Cabe notar también que una buena parte de los materiales usados para la documentación –ya sean oficiales o privados– son obras de propaganda, tanto del bando franquista como del lado republicano. Cerdà utiliza estos recursos para dotar a sus estampas –no cabe hablar de una narración articulada que vaya fluyendo de forma natural– de mayor verismo, pero la propaganda, cualquiera que sea y venga de donde venga, debe ser depurada de las adherencias interesadas, que en su caso son todas. 

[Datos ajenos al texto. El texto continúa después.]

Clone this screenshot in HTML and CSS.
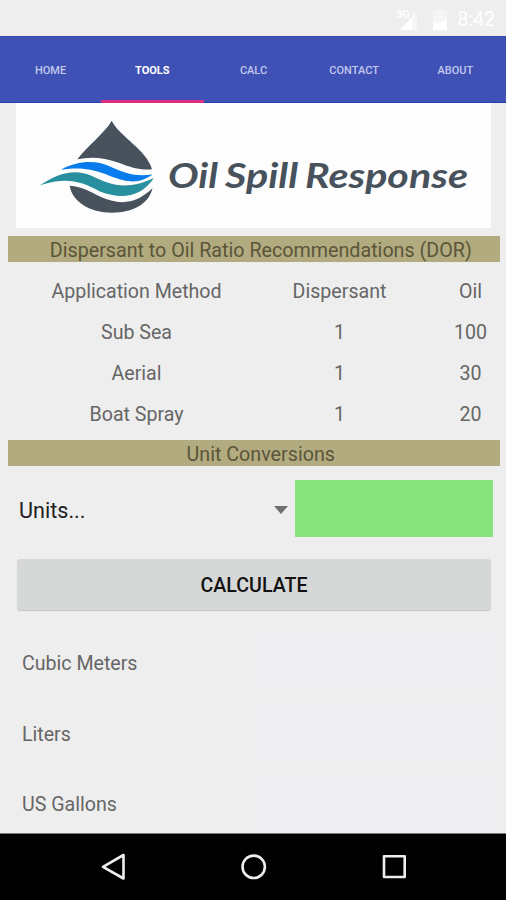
FILE: index.html
```html
<!DOCTYPE html>
<html lang="en">
<head>
<meta charset="utf-8">
<title>Oil Spill Response</title>
<link rel="stylesheet" href="styles.css">
</head>
<body>
<header class="status">
  <svg class="status-icons" viewBox="0 0 56 24" width="56" height="24">
    <path d="M20 6v17H4z" fill="#fff"/>
    <path d="M16 6h5v17h-5z" fill="#f6f6f6"/>
    <path d="M37 4h4V2h6v2h4v19H37z" fill="#f5f5f5"/>
    <path d="M37 14l5 3 9-5v11H37z" fill="#fff"/>
    <text x="0" y="11" class="network">3G</text>
  </svg>
  <span class="clock">8:42</span>
</header>
<nav class="tabs">
  <a class="tab">HOME</a>
  <a class="tab active">TOOLS</a>
  <a class="tab">CALC</a>
  <a class="tab">CONTACT</a>
  <a class="tab">ABOUT</a>
</nav>
<main class="content">
  <svg class="logo" viewBox="16 103 475 125" width="475" height="125">
    <path d="M111.700 120.700C105 133 87 146 77.300 159.300C91 156.500 104 157.500 118 162.500C131 167.500 141 170.500 152 169.300C147 150 120 137 111.700 120.700Z" fill="#48525c"/>
    <path d="M61 169.700C77 161 95 159.500 110 166.500C126 174 136 176.500 152.500 174.500C139 184 129 183 110 176C91 168 79 167.500 61 169.700Z" fill="#087cec"/>
    <path d="M40 185.300C57 174 74 168 92 176C112 186 128 190 154 178C141 197 122 200 100 191.500C80 181 67 177 40 185.300Z" fill="#278f9d"/>
    <path d="M69.700 185.700C83 187 89 191 99 196C120 206 136 204 152.500 188.300C149 204 133 212.700 112 212.700C89 212.700 72 201 69.700 185.700Z" fill="#48525c"/>
    <g class="brand">
      <text x="168" y="187.500" textLength="50" lengthAdjust="spacingAndGlyphs">Oil</text>
      <text x="225" y="187.500" textLength="73" lengthAdjust="spacingAndGlyphs">Spill</text>
      <text x="305" y="187.500" textLength="163" lengthAdjust="spacingAndGlyphs">Response</text>
    </g>
  </svg>
  <h2 class="banner">Dispersant to Oil Ratio Recommendations (DOR)</h2>
  <div class="ratios">
    <span>Application Method</span><span>Dispersant</span><span>Oil</span>
    <span>Sub Sea</span><span>1</span><span>100</span>
    <span>Aerial</span><span>1</span><span>30</span>
    <span>Boat Spray</span><span>1</span><span>20</span>
  </div>
  <h2 class="banner">Unit Conversions</h2>
  <div class="entry">
    <div class="spinner"><span>Units...</span>
      <svg viewBox="0 0 14 8" width="14" height="8"><path d="M0 0h14L7 8z" fill="#6f6f6f"/></svg>
    </div>
    <div class="amount"></div>
  </div>
  <button class="calculate">CALCULATE</button>
  <div class="results">
    <div class="result"><span>Cubic Meters</span><div class="value"></div></div>
    <div class="result"><span>Liters</span><div class="value"></div></div>
    <div class="result"><span>US Gallons</span><div class="value"></div></div>
  </div>
</main>
<footer class="navbar">
  <svg viewBox="0 0 506 66" width="506" height="66" fill="none" stroke="#eee" stroke-width="2.600" stroke-linejoin="round">
    <path d="M123.500 21v23.500L103 32.800z"/>
    <circle cx="253.700" cy="32.800" r="11.200"/>
    <rect x="384" y="22.300" width="20.700" height="20.700"/>
  </svg>
</footer>
</body>
</html>
```

FILE: styles.css
```css
* { box-sizing: border-box; }

body {
  margin: 0;
  width: 506px;
  height: 900px;
  overflow: hidden;
  display: flex;
  flex-direction: column;
  background: #eeeeee;
  color: #666;
  font-family: Roboto, "Liberation Sans", sans-serif;
  font-size: 19.6px;
}

.status {
  height: 36px;
  flex: none;
  display: flex;
  justify-content: flex-end;
  align-items: center;
  gap: 8px;
  padding: 2px 11px 0 0;
  color: #fff;
}
.status-icons { margin-right: -3px; }
.network { font-size: 11px; font-weight: 500; fill: #fff; }
.clock { font-size: 19.5px; font-weight: 400; }

.tabs {
  height: 67px;
  flex: none;
  display: grid;
  grid-template-columns: 101px 102.5px 100px 1fr 1fr;
  background: #3f51b5;
  border-top: 1px solid #3346ae;
  border-bottom: 1px solid #2340ae;
}
.tab {
  display: flex;
  align-items: center;
  justify-content: center;
  padding-top: 1px;
  font-size: 11px;
  font-weight: 500;
  color: #c3c9ec;
}
.tab.active {
  color: #fff;
  font-weight: 700;
  margin-bottom: -1px;
  border-bottom: 3px solid #dc2f83;
  padding-top: 3px;
}

.content {
  flex: none;
  height: 730px;
  display: flex;
  flex-direction: column;
}
.logo {
  flex: none;
  margin-left: 16px;
  background: #fdfdfd;
}
.brand {
  font-family: Lato, sans-serif;
  font-size: 33.500px;
  font-weight: 700;
  font-style: italic;
  fill: #48525c;
}

.banner {
  flex: none;
  height: 26px;
  margin: 8px 6.5px 0 8px;
  padding-left: 14px;
  background: #b2ab7f;
  color: #5b553a;
  font-size: 19.7px;
  font-weight: 400;
  line-height: 29px;
  text-align: center;
  white-space: nowrap;
}

.ratios {
  flex: none;
  display: grid;
  grid-template-columns: 257px 149px 113px;
  grid-auto-rows: 40.8px;
  align-items: center;
  text-align: center;
  margin: 8.800px 0 -2px 8px;
}
.ratios span { padding-top: 1px; }

.entry {
  flex: none;
  display: flex;
  height: 57px;
  margin: 14px 13px 0 19px;
}
.spinner {
  width: 276px;
  display: flex;
  align-items: center;
  justify-content: space-between;
  padding: 4px 7px 0 0;
  font-size: 21.600px;
  color: #222;
}
.amount { flex: 1; background: #87e37b; }

.calculate {
  flex: none;
  width: 474px;
  height: 51px;
  margin: 22px 0 0 17px;
  padding: 2px 0 0;
  border: 0;
  border-radius: 3px;
  background: #d6d8d7;
  box-shadow: 0 1px 1px #c4c5c5;
  color: #111;
  font: 500 19.600px Roboto, "Liberation Sans", sans-serif;
}

.results {
  display: flex;
  flex-direction: column;
  gap: 14.500px;
  margin: 22px 10px 0 22px;
}
.result {
  flex: none;
  height: 56px;
  display: flex;
  align-items: center;
  justify-content: space-between;
}
.result span { padding-top: 8px; }
.value { width: 240px; height: 56px; background: #efeff3; }

.navbar {
  flex: none;
  height: 67px;
  background: #000;
  border-top: 1px solid #777;
}
.navbar svg { display: block; }
```
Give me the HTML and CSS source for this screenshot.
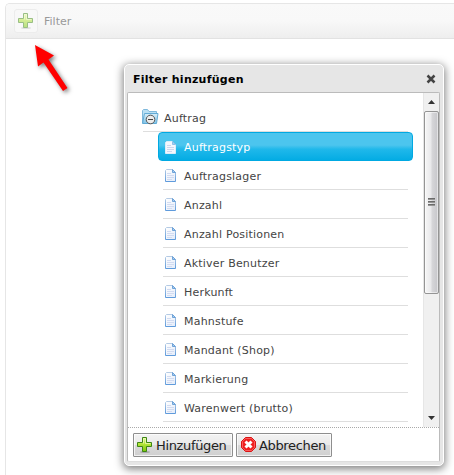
FILE: index.html
```html
<!DOCTYPE html>
<html lang="de">
<head>
<meta charset="utf-8">
<title>Filter</title>
<link rel="stylesheet" href="styles.css">
</head>
<body>
<svg width="0" height="0" class="defs">
  <defs>
    <linearGradient id="green" x1="0" y1="0" x2="0" y2="1"><stop offset="0" stop-color="#e4f99a"/><stop offset=".45" stop-color="#b5e63a"/><stop offset="1" stop-color="#79c708"/></linearGradient>
    <linearGradient id="paper" x1="0" y1="0" x2="1" y2="1"><stop offset="0" stop-color="#fff"/><stop offset="1" stop-color="#e4ecf9"/></linearGradient>
    <linearGradient id="edge" x1="0" y1="0" x2="0" y2="1"><stop offset="0" stop-color="#b4cae4"/><stop offset="1" stop-color="#5f9bdc"/></linearGradient>
    <linearGradient id="folder" x1="0" y1="0" x2="0" y2="1"><stop offset="0" stop-color="#d8effa"/><stop offset="1" stop-color="#7fc3e8"/></linearGradient>
    <symbol id="plus" viewBox="0 0 16 16">
      <ellipse cx="8" cy="15" rx="5" ry="1" fill="#000" opacity=".2"/>
      <path d="M5.500.5h4v5h5v4h-5v5h-4v-5h-5v-4h5z" fill="url(#green)" stroke="#3d8514"/>
      <path d="M6.500 6.500v-5h2v5h5" fill="none" stroke="#f0fcc0" opacity=".7"/>
    </symbol>
    <symbol id="page" viewBox="0 0 12 13">
      <path d="M1.500.5h6l3 3v9h-10v-11z" fill="url(#paper)" stroke="url(#edge)"/>
      <path d="M7.500.5v3h3z" fill="#a9cdf0" stroke="#6ea3d8"/>
      <path d="M2 4.500h4M2 6.500h7M2 8.500h7M2 10.500h5" stroke="#d2dbf1"/>
    </symbol>
    <symbol id="page-light" viewBox="0 0 12 13">
      <path d="M1.500.5h6l3 3v9h-10v-11z" fill="#f4f7fd" stroke="#dcecf9"/>
      <path d="M7.500.5v3h3z" fill="#a9cdf0" stroke="#8bc0e8"/>
      <path d="M2 4.500h4M2 6.500h7M2 8.500h7M2 10.500h5" stroke="#cdd6ee"/>
    </symbol>
  </defs>
</svg>
<section class="panel">
  <header class="toolbar">
    <span class="tool"><svg width="16" height="16"><use href="#plus"/></svg></span>
    <span class="tool-label">Filter</span>
  </header>
</section>

<svg class="arrow" width="46" height="60" viewBox="0 0 46 60"><path d="M5 5 24 15.500 18.500 19.500 37.500 48 33 51 13.500 22.500 8 26.500z" fill="#f00"/></svg>

<section class="dialog">
  <header class="title"><h1>Filter hinzufügen</h1>
    <svg width="10" height="10" viewBox="0 0 10 10"><path d="M1.500 1.500l7 7M8.500 1.500l-7 7" stroke="#444" stroke-width="2.500"/></svg>
  </header>
  <div class="body">
    <div class="view">
      <div class="tree">
        <div class="root">
          <svg width="17" height="16" viewBox="0 0 17 16"><path d="M.5 14V1.500l1-1h4l1.500 2h7.500V5" fill="#b9dff3" stroke="#7fb9dc"/><path d="M.5 14.500 2.500 4.500h13.500L14.500 14.500z" fill="url(#folder)" stroke="#62abd5"/><circle cx="8.500" cy="10.500" r="4.300" fill="#ececec" stroke="#555"/><path d="M6 10.500h5" stroke="#444"/></svg>
          <span>Auftrag</span>
        </div>
        <ul class="items">
          <li class="selected"><svg width="12" height="13"><use href="#page-light"/></svg><span>Auftragstyp</span></li>
          <li><svg width="12" height="13"><use href="#page"/></svg><span>Auftragslager</span></li>
          <li><svg width="12" height="13"><use href="#page"/></svg><span>Anzahl</span></li>
          <li><svg width="12" height="13"><use href="#page"/></svg><span>Anzahl Positionen</span></li>
          <li><svg width="12" height="13"><use href="#page"/></svg><span>Aktiver Benutzer</span></li>
          <li><svg width="12" height="13"><use href="#page"/></svg><span>Herkunft</span></li>
          <li><svg width="12" height="13"><use href="#page"/></svg><span>Mahnstufe</span></li>
          <li><svg width="12" height="13"><use href="#page"/></svg><span>Mandant (Shop)</span></li>
          <li><svg width="12" height="13"><use href="#page"/></svg><span>Markierung</span></li>
          <li><svg width="12" height="13"><use href="#page"/></svg><span>Warenwert (brutto)</span></li>
        </ul>
      </div>
      <div class="scrollbar">
        <div class="step"><svg width="7" height="4" viewBox="0 0 7 4"><path d="M0 4 3.500 0 7 4z" fill="#333"/></svg></div>
        <div class="thumb"><i></i><i></i><i></i></div>
        <div class="step down"><svg width="7" height="4" viewBox="0 0 7 4"><path d="M0 0h7L3.500 4z" fill="#333"/></svg></div>
      </div>
    </div>
    <footer class="actions">
      <button class="add"><svg width="16" height="16"><use href="#plus"/></svg><span>Hinzufügen</span></button>
      <button class="cancel"><svg width="15" height="15" viewBox="0 0 15 15"><path d="M4.500.5h6l4 4v6l-4 4h-6l-4-4v-6z" fill="#ef2020" stroke="#d81414"/><path d="M4.500 1.500h6l3 3v6l-3 3h-6l-3-3v-6z" fill="none" stroke="#ff7373" opacity=".7"/><path d="M4.500 4.500l6 6M10.500 4.500l-6 6" stroke="#fff" stroke-width="3"/></svg><span>Abbrechen</span></button>
    </footer>
  </div>
</section>
</body>
</html>
```
FILE: styles.css
```css
* { box-sizing: border-box; }
body {
  margin: 0;
  height: 475px;
  overflow: hidden;
  background: #fff;
  color: #444;
  font: 11px/14px "DejaVu Sans", Verdana, sans-serif;
  letter-spacing: .2px;
  position: relative;
}
svg { display: block; flex: none; }
.defs { position: absolute; }
.panel {
  margin: 3px 0 0 5px;
  height: 480px;
  border: 1px solid #e6e6e6;
  border-right: 0;
  border-radius: 5px 0 0 0;
}
.toolbar {
  height: 35px;
  display: flex;
  align-items: center;
  padding-left: 8px;
  background: linear-gradient(#f9f9f9, #f8f8f8 50%, #eee);
  border-bottom: 1px solid #e2e2e2;
  border-radius: 4px 0 0 0;
}
.tool {
  width: 24px;
  height: 24px;
  padding: 3px;
  border: 1px solid #ececec;
  border-radius: 3px;
  background: #f8f8f8;
}
.tool svg { opacity: .5; }
.tool-label { margin: 2px 0 0 6px; color: #999; letter-spacing: 0; }
.arrow {
  position: absolute;
  left: 30px;
  top: 40px;
  filter: drop-shadow(2px 2px 2px rgba(0, 0, 0, .5));
}
.dialog {
  position: absolute;
  left: 124px;
  top: 64px;
  width: 320px;
  height: 402px;
  padding: 0 3px 3px 2px;
  border: 1px solid #fff;
  border-radius: 5px;
  background: #e6e6e6;
  box-shadow: 0 2px 9px 1px rgba(0, 0, 0, .5);
}
.title {
  height: 27px;
  display: flex;
  justify-content: space-between;
  align-items: center;
  padding: 1px 4px 0 6px;
}
h1 { margin: 2px 0 0; font-size: 11px; line-height: 14px; color: #000; letter-spacing: .25px; }
.body {
  height: 370px;
  border: 1px solid #bbb;
  border-bottom-color: #ddd;
  border-radius: 2px;
  background: #fff;
}
.view {
  display: flex;
  justify-content: space-between;
  height: 335px;
  border-bottom: 1px dotted #aaa;
}
.tree { width: 285px; padding: 10px 0 0 14px; }
.root {
  height: 29px;
  display: flex;
  align-items: center;
  position: relative;
}
.root::after {
  content: "";
  position: absolute;
  left: 1px;
  right: 5px;
  bottom: 0;
  border-bottom: 1px solid #dedede;
}
.root svg { margin-top: -1px; }
.root span { margin: 2px 0 0 5px; }
.items { list-style: none; margin: 0; padding: 0 5px 0 21px; }
.items li {
  height: 29px;
  display: flex;
  align-items: center;
  padding: 1px 0 0 2px;
  border-bottom: 1px solid #dedede;
}
.items span { margin: 2px 0 0 7px; }
.items .selected {
  margin: 0 -5px;
  padding: 1px 0 0 6px;
  color: #fff;
  border: 1px solid #00a9e2;
  border-radius: 4px;
  background: linear-gradient(#4cc5ee, #4cc5ee 45%, #20b8ea 60%, #04ace4);
}
.selected span { margin-top: 1px; }
.scrollbar {
  width: 16px;
  background: #f0f0f0;
  display: flex;
  flex-direction: column;
  border-left: 1px solid #e6e6e6;
}
.step { height: 18px; display: flex; align-items: center; justify-content: center; }
.down { margin-top: auto; }
.thumb {
  height: 183px;
  padding-bottom: 2px;
  border: 1px solid #949494;
  border-radius: 2px;
  background: linear-gradient(90deg, #f6f6f6, #e9e9eb 45%, #d6d6d9 55%, #c6c6ca);
  box-shadow: inset 0 0 0 1px rgba(255, 255, 255, .5);
  display: flex;
  flex-direction: column;
  align-items: center;
  justify-content: center;
  gap: 1px;
}
.thumb i { width: 7px; height: 2px; background: linear-gradient(#555, #aaa); }
.actions { display: flex; gap: 3px; padding: 5px 0 0 5px; }
button {
  height: 24px;
  display: flex;
  align-items: center;
  padding: 0 0 0 3px;
  border: 1px solid #8e8e8e;
  border-radius: 1px;
  background: linear-gradient(#f3f3f3, #e9e9e9 50%, #dadada 51%, #cfcfcf);
  box-shadow: inset 0 0 0 1px rgba(255, 255, 255, .7);
  color: #222;
  font: 13px/18px "DejaVu Sans", Verdana, sans-serif;
  white-space: nowrap;
}
.add { width: 100px; }
.cancel { width: 96px; padding-left: 4px; }
button span { margin: 1px 0 0 3px; letter-spacing: -.35px; }
.cancel svg { margin-top: -1px; }
```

El NO-DO ayuda a conocer la atrabiliaria dicción de la dictadura, igual que los carteles republicanos –“Unidad, Trabajo, Ofensiva”, “Madrid, la tumba del fascismo”– dan cuenta de la palabrería del Frente Popular, pero no son fuentes históricamente fiables, salvo como meros recursos ambientales, si lo que se persigue es hacer de verdad un ejercicio de no-ficción. Esto es: de lo que siempre hemos denominado –y aún llamamos– realismo. Como artefacto, Presentes va a tener lectores. Nos alegramos. Pero ni es una novela ni tampoco una obra realista. Es una amplificación. Dicho sea, por supuesto, sin desmerecer el indiscutible trabajo de su autor, al que desde aquí mandamos –sin conocerlo de nada– todo nuestro afecto.